[Start]
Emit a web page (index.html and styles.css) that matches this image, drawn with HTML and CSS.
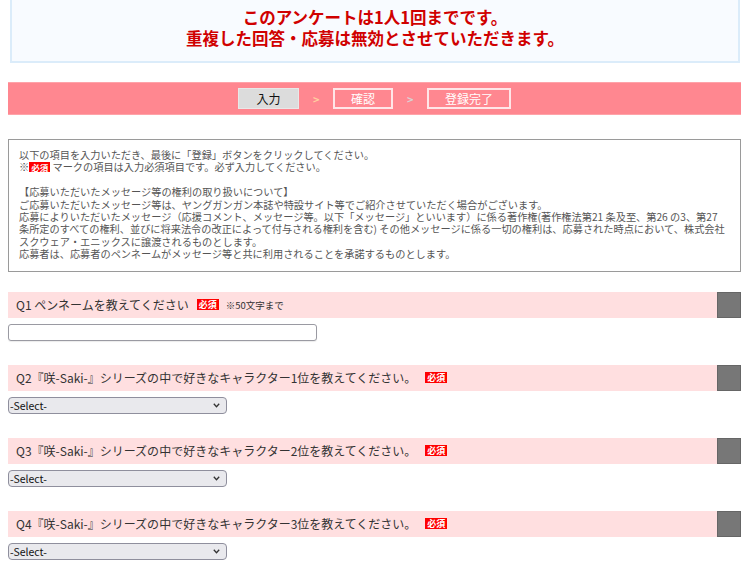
FILE: index.html
```html
<!DOCTYPE html>
<html lang="ja">
<head>
<meta charset="utf-8">
<title>アンケート</title>
<link rel="stylesheet" href="styles.css">
</head>
<body>
<div class="page">
  <div class="notice">
    <p>このアンケートは1人1回までです。</p>
    <p>重複した回答・応募は無効とさせていただきます。</p>
  </div>

  <div class="steps">
    <span class="step current">入力</span>
    <span class="arrow on">&gt;</span>
    <span class="step">確認</span>
    <span class="arrow">&gt;</span>
    <span class="step wide">登録完了</span>
  </div>

  <div class="info">
    <p>以下の項目を入力いただき、最後に「登録」ボタンをクリックしてください。</p>
    <p>※<span class="req small">必須</span> マークの項目は入力必須項目です。必ず入力してください。</p>
    <p>&nbsp;</p>
    <p>【応募いただいたメッセージ等の権利の取り扱いについて】</p>
    <p>ご応募いただいたメッセージ等は、ヤングガンガン本誌や特設サイト等でご紹介させていただく場合がございます。</p>
    <p>応募によりいただいたメッセージ（応援コメント、メッセージ等。以下「メッセージ」といいます）に係る著作権(著作権法第21 条及至、第26 の3、第27</p>
    <p>条所定のすべての権利、並びに将来法令の改正によって付与される権利を含む) その他メッセージに係る一切の権利は、応募された時点において、株式会社</p>
    <p>スクウェア・エニックスに譲渡されるものとします。</p>
    <p>応募者は、応募者のペンネームがメッセージ等と共に利用されることを承諾するものとします。</p>
  </div>

  <div class="question">
    <div class="qhead">
      <div class="qtitle">Q1 ペンネームを教えてください<span class="req q1">必須</span><span class="note">※50文字まで</span></div>
      <div class="qbox"></div>
    </div>
    <input class="text" type="text">
  </div>

  <div class="question">
    <div class="qhead">
      <div class="qtitle">Q2『咲-Saki-』シリーズの中で好きなキャラクター1位を教えてください。<span class="req gap">必須</span></div>
      <div class="qbox"></div>
    </div>
    <div class="selwrap">
      <select class="sel"><option>-Select-</option></select>
      <svg class="chev" width="7" height="5" viewBox="0 0 7 5"><path d="M0.8 0.8 L3.5 3.8 L6.2 0.8" fill="none" stroke="#333" stroke-width="1.3"/></svg>
    </div>
  </div>

  <div class="question">
    <div class="qhead">
      <div class="qtitle">Q3『咲-Saki-』シリーズの中で好きなキャラクター2位を教えてください。<span class="req gap">必須</span></div>
      <div class="qbox"></div>
    </div>
    <div class="selwrap">
      <select class="sel"><option>-Select-</option></select>
      <svg class="chev" width="7" height="5" viewBox="0 0 7 5"><path d="M0.8 0.8 L3.5 3.8 L6.2 0.8" fill="none" stroke="#333" stroke-width="1.3"/></svg>
    </div>
  </div>

  <div class="question">
    <div class="qhead">
      <div class="qtitle">Q4『咲-Saki-』シリーズの中で好きなキャラクター3位を教えてください。<span class="req gap">必須</span></div>
      <div class="qbox"></div>
    </div>
    <div class="selwrap">
      <select class="sel"><option>-Select-</option></select>
      <svg class="chev" width="7" height="5" viewBox="0 0 7 5"><path d="M0.8 0.8 L3.5 3.8 L6.2 0.8" fill="none" stroke="#333" stroke-width="1.3"/></svg>
    </div>
  </div>
</div>
</body>
</html>
```

FILE: styles.css
```css
html, body {
  margin: 0;
  padding: 0;
  background: #fff;
  font-family: "Noto Sans CJK JP", "Noto Sans", sans-serif;
  overflow: hidden;
}

.page {
  padding: 0 9px 0 8px;
}

.notice {
  margin: -14px 1px 0 2px;
  padding: 19px 0 12px;
  border: 2px solid #dbecfa;
  background: #f8fbff;
  text-align: center;
  color: #d00000;
  font-weight: bold;
  font-size: 16.5px;
  line-height: 21px;
}

.notice p {
  margin: 0;
  height: 21px;
  overflow: visible;
}

.steps {
  margin-top: 19px;
  background: #ff8790;
  display: flex;
  justify-content: center;
  align-items: center;
  gap: 14px;
  border-top: 1px solid #ffa3a9;
  border-bottom: 1px solid #ffa3a9;
  height: 21px;
  box-sizing: content-box;
  padding: 5px 0;
}

.step {
  box-sizing: border-box;
  height: 21px;
  width: 60px;
  display: flex;
  align-items: center;
  justify-content: center;
  font-size: 12px;
  color: #fff;
  border: 2px solid #ffe6e8;
}

.step.current {
  width: 61px;
  background: #dcdcdc;
  color: #111;
  border: 1px solid #e8e8e8;
}

.step.wide {
  width: 84px;
}

.arrow {
  width: 6px;
  font-size: 11px;
  font-weight: bold;
  color: #d9d2d4;
  text-align: center;
}

.arrow.on {
  color: #ffcfa0;
}

.info {
  margin-top: 24px;
  border: 1px solid #9a9a9a;
  padding: 9px 10px 10px;
  font-size: 10.2px;
  color: #555;
  white-space: nowrap;
}

.info p {
  margin: 0;
  height: 12.4px;
  line-height: 12.4px;
}

.req {
  display: inline-block;
  background: #f00;
  color: #fff;
  font-weight: bold;
  font-size: 9px;
  line-height: 11px;
  padding: 0 2px;
  vertical-align: 1px;
}

.req.small {
  font-size: 8.5px;
  line-height: 10px;
  vertical-align: 0;
}

.req.q1 {
  margin-left: 8px;
}

.req.gap {
  margin-left: 9px;
}

.note {
  font-size: 9.5px;
  color: #333;
  margin-left: 7px;
}

.question {
  margin-top: 20px;
  display: flex;
  flex-direction: column;
  align-items: flex-start;
}

.question + .question {
  margin-top: 24px;
}

.qhead {
  width: 100%;
  height: 26px;
  display: flex;
  align-items: stretch;
}

.qtitle {
  flex: 1;
  background: #ffdfe0;
  padding-left: 8px;
  display: flex;
  align-items: center;
  font-size: 12px;
  color: #333;
  white-space: pre;
}

.qbox {
  width: 24px;
  box-sizing: border-box;
  background: #777;
  border: 1px solid #666;
}

.text {
  display: block;
  margin: 6px 0 0;
  box-sizing: border-box;
  width: 309px;
  height: 17px;
  border: 1px solid #9a9aa2;
  border-radius: 3px;
  background: #fff;
  padding: 0 3px;
  box-shadow: 0 1px 1px rgba(0,0,0,0.08);
}

.selwrap {
  margin-top: 6px;
  position: relative;
  width: 219px;
  height: 17px;
}

.sel {
  display: block;
  -webkit-appearance: none;
  appearance: none;
  box-sizing: border-box;
  width: 219px;
  height: 17px;
  margin: 0;
  border: 1px solid #8f8f9d;
  border-radius: 4px;
  background: #e9e9ed;
  font-family: "Noto Sans CJK JP", "Noto Sans", sans-serif;
  font-size: 10.5px;
  line-height: 15px;
  color: #111;
  padding: 0 0 0 1px;
}

.chev {
  position: absolute;
  right: 7px;
  top: 6px;
  pointer-events: none;
}
```
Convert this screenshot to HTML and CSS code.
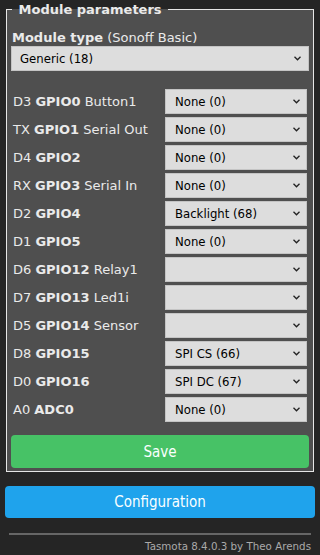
FILE: index.html
```html
<!DOCTYPE html>
<html lang="en">
<head>
  <meta charset="UTF-8" />
  <title>Tasmota - Configure Module</title>
  <link rel="stylesheet" href="styles.css">
</head>
<body>
  <div class="wrap">
    <fieldset class="panel">
      <legend><b>&nbsp;Module parameters&nbsp;</b></legend>
      <p class="mtype"><b>Module type</b> (Sonoff Basic)</p>
      <select class="wide"><option>Generic (18)</option></select>

      <div class="pins">
        <div class="pin"><span>D3 <b>GPIO0</b> Button1</span><select><option>None (0)</option></select></div>
        <div class="pin"><span>TX <b>GPIO1</b> Serial Out</span><select><option>None (0)</option></select></div>
        <div class="pin"><span>D4 <b>GPIO2</b></span><select><option>None (0)</option></select></div>
        <div class="pin"><span>RX <b>GPIO3</b> Serial In</span><select><option>None (0)</option></select></div>
        <div class="pin"><span>D2 <b>GPIO4</b></span><select><option>Backlight (68)</option></select></div>
        <div class="pin"><span>D1 <b>GPIO5</b></span><select><option>None (0)</option></select></div>
        <div class="pin"><span>D6 <b>GPIO12</b> Relay1</span><select><option></option></select></div>
        <div class="pin"><span>D7 <b>GPIO13</b> Led1i</span><select><option></option></select></div>
        <div class="pin"><span>D5 <b>GPIO14</b> Sensor</span><select><option></option></select></div>
        <div class="pin"><span>D8 <b>GPIO15</b></span><select><option>SPI CS (66)</option></select></div>
        <div class="pin"><span>D0 <b>GPIO16</b></span><select><option>SPI DC (67)</option></select></div>
        <div class="pin"><span>A0 <b>ADC0</b></span><select><option>None (0)</option></select></div>
      </div>

      <button class="btn save">Save</button>
    </fieldset>

    <button class="btn">Configuration</button>

    <hr>
    <div class="foot">Tasmota 8.4.0.3 by Theo Arends</div>
  </div>
</body>
</html>
```

FILE: styles.css
```css
body {
  margin: 0;
  background: #252525;
  color: #eaeaea;
  font-family: "DejaVu Sans", Verdana, sans-serif;
  font-size: 13px;
}

.wrap {
  padding: 2px 5px 0;
}

.panel {
  margin: 0 1px;
  padding: 0 4px 3px;
  background: #4f4f4f;
  border: 1px solid #e6e6e6;
}

legend {
  line-height: 15px;
  padding: 0 2px;
  margin-left: 1px;
}

.mtype {
  margin: 13px 1px 1px;
  line-height: 15px;
}

select {
  appearance: none;
  -webkit-appearance: none;
  background: #dddddd url("data:image/svg+xml,%3Csvg xmlns='http://www.w3.org/2000/svg' width='7' height='5'%3E%3Cpath d='M0.5 0.8L3.5 3.8L6.5 0.8' fill='none' stroke='%23222' stroke-width='1.3'/%3E%3C/svg%3E") no-repeat right 6px center;
  color: #000;
  border: 1px solid #c4c4c4;
  border-radius: 0;
  font-family: "DejaVu Sans", Verdana, sans-serif;
  font-stretch: condensed;
  font-size: 13px;
  height: 25px;
  padding: 0 0 0 9px;
}

.wide {
  display: block;
  width: 100%;
  padding-left: 8px;
  background-position: right 7px center;
}

.pins {
  margin-top: 16px;
}

.pin {
  display: flex;
  align-items: center;
  height: 28px;
}

.pin span {
  flex: 1;
  padding-left: 2px;
}

.pin select {
  width: 142px;
  margin-right: 2px;
}

.btn {
  display: block;
  width: 100%;
  height: 33px;
  border: 0;
  border-radius: 4px;
  background: #1fa3ec;
  color: #faffff;
  font-family: "DejaVu Sans", Verdana, sans-serif;
  font-stretch: condensed;
  font-size: 15px;
}

.save {
  background: #47c266;
  margin-top: 12px;
}

.wrap > .btn {
  margin-top: 14px;
  height: 32px;
}

hr {
  margin: 15px 4px 0;
  border: 0;
  border-top: 2px solid #666;
}

.foot {
  text-align: right;
  font-size: 10.3px;
  color: #aaa;
  padding: 5px 4px 0;
}
```
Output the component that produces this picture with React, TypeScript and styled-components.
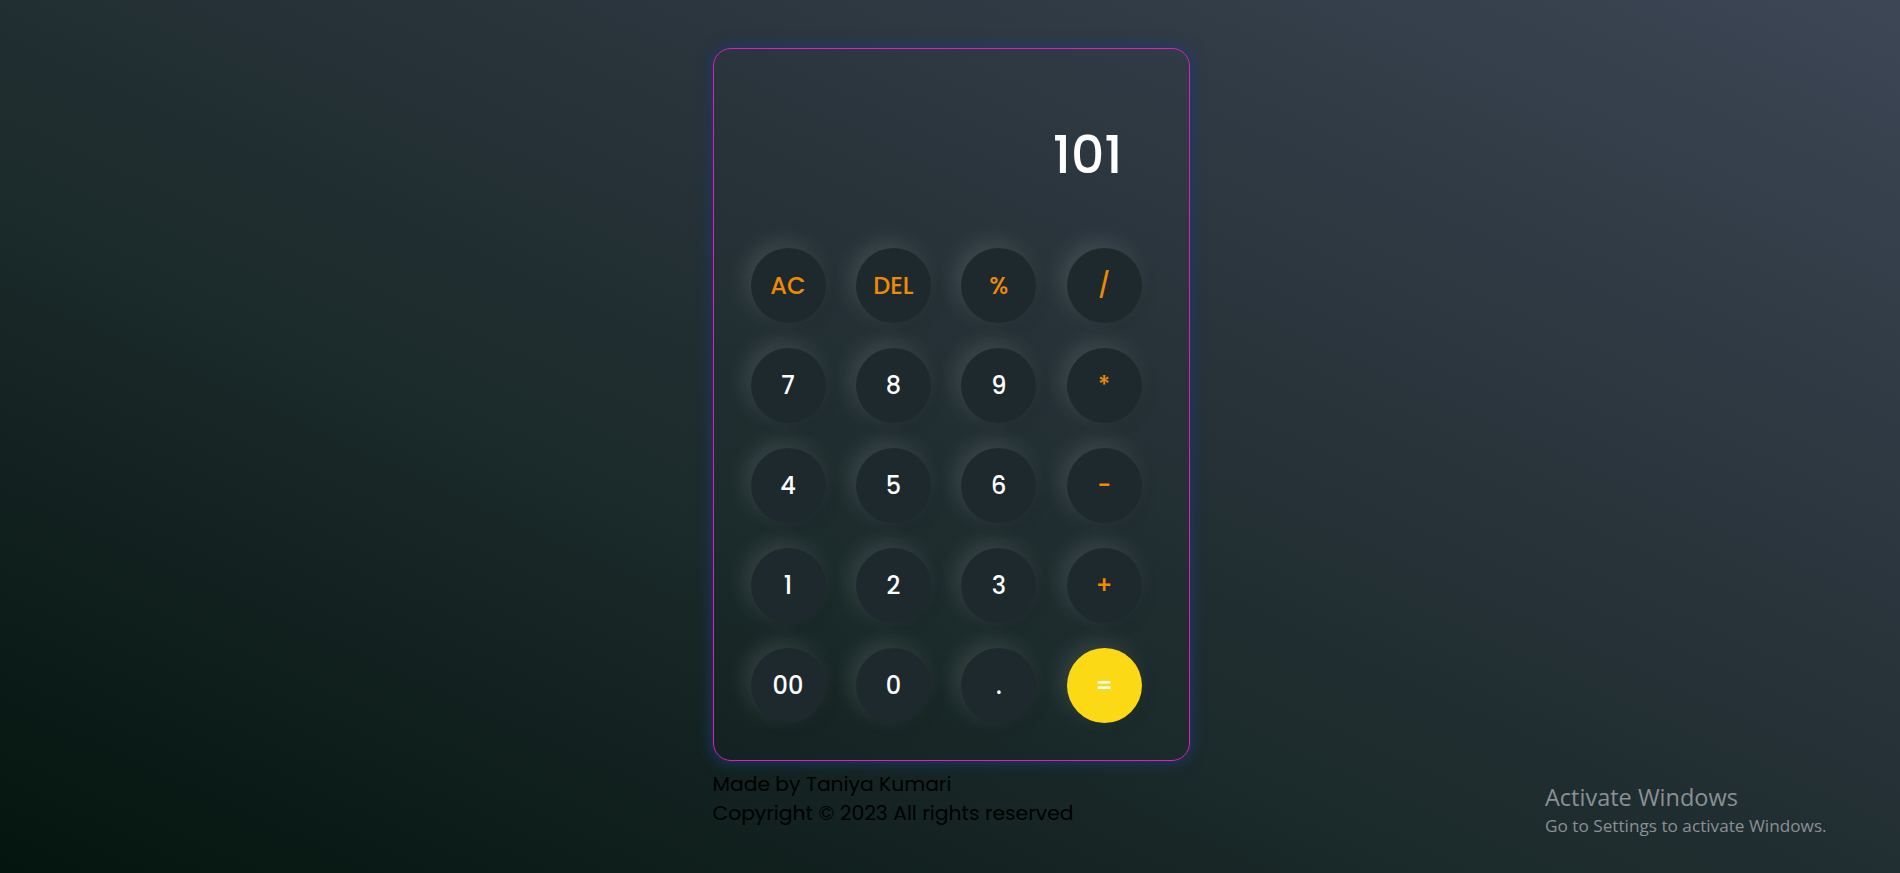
import React from "react";
import styled, { createGlobalStyle } from "styled-components";

const Global = createGlobalStyle`
  html, body { margin: 0; padding: 0; }
  body {
    font-family: "Poppins", "Inter", "Noto Sans", sans-serif;
    background: #1c2529;
  }
  * { box-sizing: border-box; }
`;

const Page = styled.div`
  position: relative;
  width: 100%;
  height: 873px;
  overflow: hidden;
  background: linear-gradient(to top right, #04140e 0%, #1b2a2a 38%, #28333a 62%, #3d4655 100%);
  display: flex;
  flex-direction: column;
  align-items: center;
  padding-top: 48px;
  padding-left: 2px;
`;

const Wrap = styled.div`
  width: 477px;
  display: flex;
  flex-direction: column;
`;

const Card = styled.div`
  width: 477px;
  height: 713px;
  border: 1px solid #e41bbd;
  border-radius: 18px;
  box-shadow: 0 0 14px 2px rgba(28, 58, 110, 0.85);
  display: flex;
  flex-direction: column;
  padding: 0 46px 37px 37px;
`;

const Display = styled.div`
  height: 199px;
  display: flex;
  align-items: center;
  justify-content: flex-end;
  padding-right: 20px;
  padding-top: 12px;
  color: #ffffff;
  font-size: 52px;
  font-weight: 500;
`;

const Keys = styled.div`
  display: grid;
  grid-template-columns: repeat(4, 75px);
  grid-auto-rows: 75px;
  column-gap: 30.4px;
  row-gap: 25px;
`;

const Key = styled.button<{ $op?: boolean; $eq?: boolean }>`
  width: 75px;
  height: 75px;
  border-radius: 50%;
  border: none;
  padding: 0;
  font-family: inherit;
  font-size: 24px;
  font-weight: 500;
  display: flex;
  align-items: center;
  justify-content: center;
  color: ${(p) => (p.$eq ? "#ffffff" : p.$op ? "#f08a05" : "#ffffff")};
  background: ${(p) => (p.$eq ? "#fbd914" : "#1e292e")};
  box-shadow: -6px -6px 22px rgba(255, 255, 255, 0.12), 5px 5px 14px rgba(0, 0, 0, 0.08);
`;

const Footer = styled.div`
  margin-top: 9px;
  color: #000;
  font-size: 20.3px;
  line-height: 29px;
`;

const Watermark = styled.div`
  position: absolute;
  left: 1545px;
  top: 782px;
  font-family: "Open Sans", "Noto Sans", sans-serif;
  color: #8b9095;
`;

const WmTitle = styled.div`
  font-size: 23.5px;
  line-height: 30px;
`;

const WmSub = styled.div`
  font-size: 17.2px;
  line-height: 24px;
  margin-top: 2px;
`;

const keys: { label: string; op?: boolean; eq?: boolean }[] = [
  { label: "AC", op: true },
  { label: "DEL", op: true },
  { label: "%", op: true },
  { label: "/", op: true },
  { label: "7" },
  { label: "8" },
  { label: "9" },
  { label: "*", op: true },
  { label: "4" },
  { label: "5" },
  { label: "6" },
  { label: "-", op: true },
  { label: "1" },
  { label: "2" },
  { label: "3" },
  { label: "+", op: true },
  { label: "00" },
  { label: "0" },
  { label: "." },
  { label: "=", eq: true },
];

export default function App() {
  return (
    <Page>
      <Global />
      <Wrap>
        <Card>
          <Display>101</Display>
          <Keys>
            {keys.map((k) => (
              <Key key={k.label} $op={k.op} $eq={k.eq}>
                {k.label}
              </Key>
            ))}
          </Keys>
        </Card>
        <Footer>
          <div>Made by Taniya Kumari</div>
          <div>Copyright © 2023 All rights reserved</div>
        </Footer>
      </Wrap>
      <Watermark>
        <WmTitle>Activate Windows</WmTitle>
        <WmSub>Go to Settings to activate Windows.</WmSub>
      </Watermark>
    </Page>
  );
}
[End]
### WHAT IS REQUIRED:
Isolate each line of the listing above that includes "styles". Copy it.

### SOLVED PROBLEM:
Emit a web page (index.html and styles.css) that matches this image, drawn with HTML and CSS.
<link rel="stylesheet" href="styles.css">
FILE: styles.css
  <link rel="stylesheet" href="styles.css">
FILE: styles.css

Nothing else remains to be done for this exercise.